Twitter has confirmed that it will no longer count links, photos, videos or mentions in tweets, giving users the freedom to compose longer posts.
First rumoured last month, the social network has now verified that it will make it faster and easier for people to express themselves on the platform by excluding attachments from its stringent 140-character count.
The social giant has said that the changes will be rolled out in the coming months.
Anyone tagging a fellow user via their @name will no longer be penalised on the character constraint front. Another change means any tweet beginning with an @name will be seen by all followers – these were previously only instantly viewable to users who followed both accounts in a conversation.
In addition, people will now be able to tweet and quote themselves to resurface old posts to coincide with current or trending topics happening online.
Chief executive Jack Dorsey, who promised to streamline the platform when he was reinstated last year said of the revamp: "One of the biggest priorities for this year is to refine our product and make it simpler."
"We're not giving up on the idea of Twitter being in the moment. That concept of brevity, speed and live conversation – being able to think of something and put it out to the world instantly – that's what's most important," he added.

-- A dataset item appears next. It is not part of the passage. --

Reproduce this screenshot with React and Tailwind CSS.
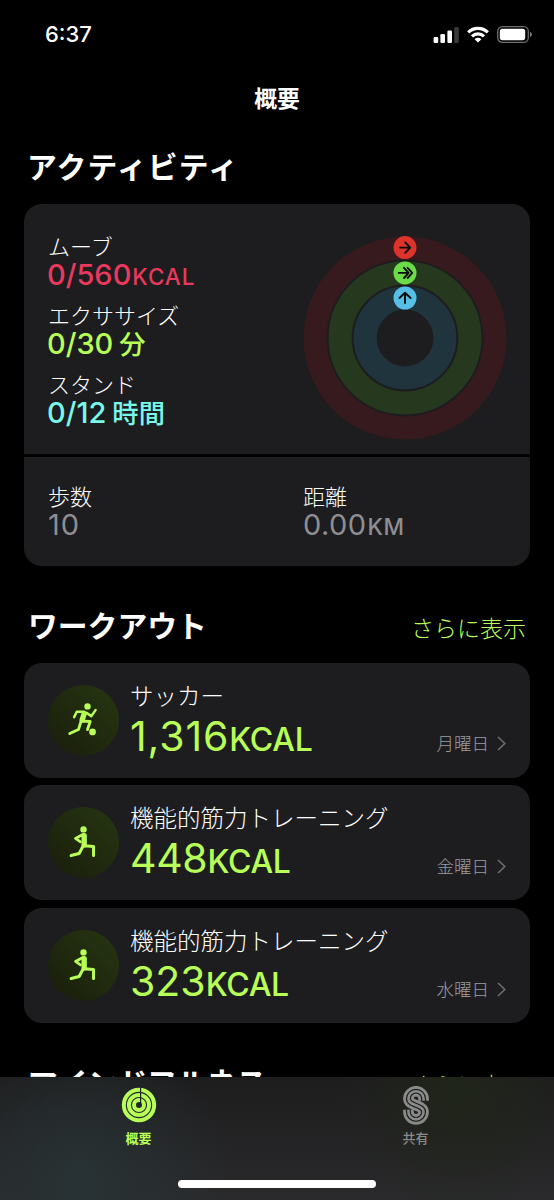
// src/App.jsx
import React from "react";

const workouts = [
  { id: 1, name: "サッカー", kcal: "1,316", day: "月曜日", icon: SoccerIcon, tracking: "tracking-[0.9px]" },
  { id: 2, name: "機能的筋力トレーニング", kcal: "448", day: "金曜日", icon: StrengthIcon, tracking: "tracking-[-0.3px]" },
  { id: 3, name: "機能的筋力トレーニング", kcal: "323", day: "水曜日", icon: StrengthIcon, tracking: "tracking-[0px]" },
];

const goals = [
  { label: "ムーブ", value: "0/560", unit: "KCAL", color: "text-[#e9395e]" },
  { label: "エクササイズ", value: "0/30", unit: "分", color: "text-[#b8ff57]" },
  { label: "スタンド", value: "0/12", unit: "時間", color: "text-[#78f8ea]" },
];

function StatusBar() {
  return (
    <div className="flex h-[68px] items-center justify-between pl-[45px] pr-[21px]">
      <span className="text-[22px] leading-none font-medium">6:37</span>
      <div className="flex items-center gap-[8px]">
        <svg width="26" height="17" viewBox="0 0 26 17">
          <rect x="0.6" y="11" width="4.6" height="6" rx="1.2" fill="#fff" />
          <rect x="7.4" y="8" width="4.6" height="9" rx="1.2" fill="#fff" />
          <rect x="14.4" y="4.5" width="4.6" height="12.5" rx="1.2" fill="#fff" />
          <rect x="21.2" y="1" width="4.6" height="16" rx="1.2" fill="#3a3a3a" />
        </svg>
        <svg width="22" height="17" viewBox="0 0 22 17" fill="none" stroke="#fff" strokeWidth="3.2">
          <path d="M1.2 6.3a14 14 0 0 1 19.6 0" />
          <path d="M5 10.4a8.6 8.6 0 0 1 12 0" />
          <path d="M11 16.6 7.6 13.2a4.9 4.9 0 0 1 6.8 0z" fill="#fff" stroke="none" />
        </svg>
        <svg width="36" height="17" viewBox="0 0 36 17">
          <rect x="0.7" y="0.7" width="30.6" height="15.6" rx="4.6" fill="none" stroke="#6d6d6d" strokeWidth="1.3" />
          <rect x="2.8" y="2.8" width="25.4" height="11.4" rx="2.6" fill="#fff" />
          <path d="M33 5.8c2.4.8 2.4 4.6 0 5.4z" fill="#7a7a7a" />
        </svg>
      </div>
    </div>
  );
}

function ActivityRings() {
  return (
    <svg width="204" height="204" viewBox="-102 -102 204 204" fill="none">
      <circle r="90" stroke="#371a1e" strokeWidth="23" />
      <circle r="64.9" stroke="#26391f" strokeWidth="23" />
      <circle r="39.9" stroke="#20343d" strokeWidth="23" />
      <circle cy="-90.4" r="11.5" fill="#dd332c" />
      <circle cy="-65.1" r="11.5" fill="#6bdc48" />
      <circle cy="-40" r="11.5" fill="#55bfe6" />
      <g stroke="#0c0c0c" strokeWidth="1.9" strokeLinecap="round" strokeLinejoin="round">
        <path d="M-4.8-90.4H5M.2-95.6 5.2-90.4.2-85.2" />
        <path d="M-6.3-65.1H3M-1-70.2 3.6-65.1-1-60M2.6-70.2 7.2-65.1 2.6-60" />
        <path d="M0-35V-45M-5.6-40 0-45.2 5.6-40" />
      </g>
    </svg>
  );
}

function SoccerIcon() {
  return (
    <svg
      width="71"
      height="71"
      viewBox="84 88 212 212"
      fill="none"
      stroke="#b8ff57"
      strokeLinecap="round"
      strokeLinejoin="round"
    >
      <circle cx="202" cy="152" r="9.5" fill="#b8ff57" stroke="none" />
      <circle cx="217" cy="228" r="10" fill="#b8ff57" stroke="none" />
      <path d="M192 174 186 192" strokeWidth="16" />
      <path d="M192 168H170L162 184M199 171 213 181 226 163" strokeWidth="7.5" />
      <path d="M186 196 210 197 202 221M182 198 175 221 149 233" strokeWidth="8.5" />
    </svg>
  );
}

function StrengthIcon() {
  return (
    <svg
      width="71"
      height="71"
      viewBox="84 457 212 212"
      fill="none"
      stroke="#b8ff57"
      strokeLinecap="round"
      strokeLinejoin="round"
    >
      <circle cx="190" cy="524" r="9.5" fill="#b8ff57" stroke="none" />
      <path d="M192 543V570" strokeWidth="16" />
      <path d="M188 539 166 551 181 561" strokeWidth="8" />
      <path d="M192 573 220 575V602M188 575 177 596 153 602" strokeWidth="9" />
    </svg>
  );
}

function WorkoutCard({ workout }) {
  const Icon = workout.icon;
  return (
    <div className="flex h-[115px] rounded-[18px] bg-[#1d1d1f] pl-6 pr-[24px]">
      <div className="mt-[22px] h-[71px] w-[71px] shrink-0 rounded-full bg-linear-to-tr from-[#191d0b] to-[#273712]">
        <Icon />
      </div>
      <div className="ml-[11px] flex-1 pt-[20px]">
        <div className="h-[28px] text-[23.5px] leading-[28px] font-light whitespace-nowrap">
          {workout.name}
        </div>
        <div className="flex h-[50px] items-baseline leading-[50px] text-[#b8ff57]">
          <span className={`text-[41px] ${workout.tracking}`}>{workout.kcal}</span>
          <span className="text-[32px] font-[450] tracking-[-0.3px]">KCAL</span>
        </div>
      </div>
      <div className="mb-[21px] flex h-[26px] items-center gap-[8px] self-end text-[#9c9ca1]">
        <span className="text-[17.5px] leading-none font-light">{workout.day}</span>
        <svg width="9" height="15" viewBox="0 0 9 15" fill="none" stroke="#6c6c70" strokeWidth="1.6">
          <path d="M1 1 7.8 7.5 1 14" />
        </svg>
      </div>
    </div>
  );
}

function SectionTitle({ title, wide = false, more = false }) {
  return (
    <div className="flex h-[40px] items-center justify-between px-[4px]">
      <h2 className={`text-[29.8px] leading-[40px] font-bold ${wide ? "-ml-[1px] tracking-[1.2px]" : ""}`}>
        {title}
      </h2>
      {more && (
        <span className="mt-[6px] text-[23px] leading-[32px] font-light text-[#b8ff57]">さらに表示</span>
      )}
    </div>
  );
}

function TabBar() {
  return (
    <nav className="h-[123px] bg-[radial-gradient(circle_at_80px_105px,#283234_0,transparent_150px),radial-gradient(circle_at_460px_15px,#20251a_0,transparent_120px),linear-gradient(#1d1d1e,#2a2a2c)]">
      <div className="grid h-[76px] grid-cols-2">
        <div className="flex flex-col items-center pt-[10px] text-[#b8ff57]">
          <svg width="36" height="36" viewBox="-18 -18 36 36" fill="none" stroke="currentColor" strokeWidth="4">
            <circle r="15.2" />
            <circle r="10.1" />
            <circle r="5" />
            <path d="M1.6-18V-2" stroke="#1f2020" strokeWidth="1.2" />
          </svg>
          <span className="mt-[6px] text-[13px] leading-[18px] font-bold">概要</span>
        </div>
        <div className="flex flex-col items-center pt-[9px] text-[#8a8a8b]">
          <svg width="26" height="39" viewBox="0 0 26 39" fill="none">
            <path
              d="M20.6 14.8V12.8A7.6 7.6 0 0 0 5.4 12.8C5.4 20 20.6 18.6 20.6 25.8A7.6 7.6 0 0 1 5.4 25.8V23.8"
              stroke="currentColor"
              strokeWidth="10.6"
            />
            <path
              d="M20.6 15.2V12.8A7.6 7.6 0 0 0 5.4 12.8C5.4 20 20.6 18.6 20.6 25.8A7.6 7.6 0 0 1 5.4 25.8V23.4"
              stroke="#1f2020"
              strokeWidth="5"
            />
            <path
              d="M20.6 14.8V12.8A7.6 7.6 0 0 0 5.4 12.8C5.4 20 20.6 18.6 20.6 25.8A7.6 7.6 0 0 1 5.4 25.8V23.8"
              stroke="currentColor"
              strokeWidth="2.6"
            />
          </svg>
          <span className="mt-[4px] text-[13px] leading-[18px] font-medium">共有</span>
        </div>
      </div>
      <div className="mx-auto mt-[27px] h-[8px] w-[198px] rounded-full bg-white" />
    </nav>
  );
}

export default function App() {
  return (
    <div className="h-[1200px] w-[554px] overflow-hidden bg-black font-['Inter','Noto_Sans_CJK_JP',sans-serif] text-white">
      <div className="h-[1077px] overflow-hidden">
        <StatusBar />
        <h1 className="h-[60px] pt-px text-center text-[22.8px] leading-[60px] font-bold">概要</h1>

        <main className="px-6 pt-[19px]">
          <SectionTitle title="アクティビティ" wide />

          <section className="mt-[17px] overflow-hidden rounded-[18px]">
            <div className="flex h-[250px] justify-between bg-[#1d1d1f] pl-6 pr-[23.3px]">
              <div className="pt-[30px]">
                {goals.map((g) => (
                  <div key={g.label} className="h-[69px]">
                    <div className="h-[26px] text-[22px] leading-[26px] font-light">{g.label}</div>
                    <div className={`-ml-px flex h-[30px] items-baseline leading-[30px] font-[450] ${g.color}`}>
                      <span className="text-[29px]">{g.value}</span>
                      {g.unit === "KCAL" ? (
                        <span className="ml-px text-[22.5px] tracking-[0.9px]">{g.unit}</span>
                      ) : (
                        <span className="ml-[6px] text-[26.3px] font-medium">{g.unit}</span>
                      )}
                    </div>
                  </div>
                ))}
              </div>
              <div className="pt-[31.7px]">
                <ActivityRings />
              </div>
            </div>
            <div className="mt-[3px] grid h-[109px] grid-cols-2 bg-[#1d1d1f] pl-6 pt-[27px]">
              <div>
                <div className="h-[26px] text-[22px] leading-[26px] font-light">歩数</div>
                <div className="h-[30px] text-[29px] leading-[30px] tracking-[1px] text-[#8e8e93]">10</div>
              </div>
              <div className="pl-[14px]">
                <div className="h-[26px] text-[22px] leading-[26px] font-light">距離</div>
                <div className="flex h-[30px] items-baseline leading-[30px] text-[#8e8e93]">
                  <span className="text-[29px] tracking-[0.4px]">0.00</span>
                  <span className="ml-px text-[22.5px] font-[450] tracking-[0.6px]">KM</span>
                </div>
              </div>
            </div>
          </section>

          <div className="mt-[39.5px]">
            <SectionTitle title="ワークアウト" more />
          </div>
          <div className="mt-[17.2px] flex flex-col gap-[7.8px]">
            {workouts.map((w) => (
              <WorkoutCard key={w.id} workout={w} />
            ))}
          </div>

          <div className="mt-[40px]">
            <SectionTitle title="マインドフルネス" more />
          </div>
        </main>
      </div>
      <TabBar />
    </div>
  );
}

"We're always going to look for opportunities to make Tweets a lot more expressive, and enable people to say what they want to say. As long as things are fast, easy, simple and expressive, we're going to look at what we can do to make Twitter a better experience."
From an algorithmic timeline and a GIF search function, to the introduction of curated news service Moments, Dorsey has introduced a raft of changes in his eight month tenure.
At the start of 2016 it was rumoured that Twitter was poised to ditch its hallmark character count altogether and give users the ability to post updates up to 10,000 characters long.
Today, Twitter asserted that it will continue to explore ways to make the service simpler and more intuitive, “without compromising the unique brevity and speed” that makes the social network stand out.
The site will be hoping that the changes will help it court new subscribers. It has made no secret of the fact that it's looking to boost its 310 million-strong user base, to quash investor concerns over slow growth.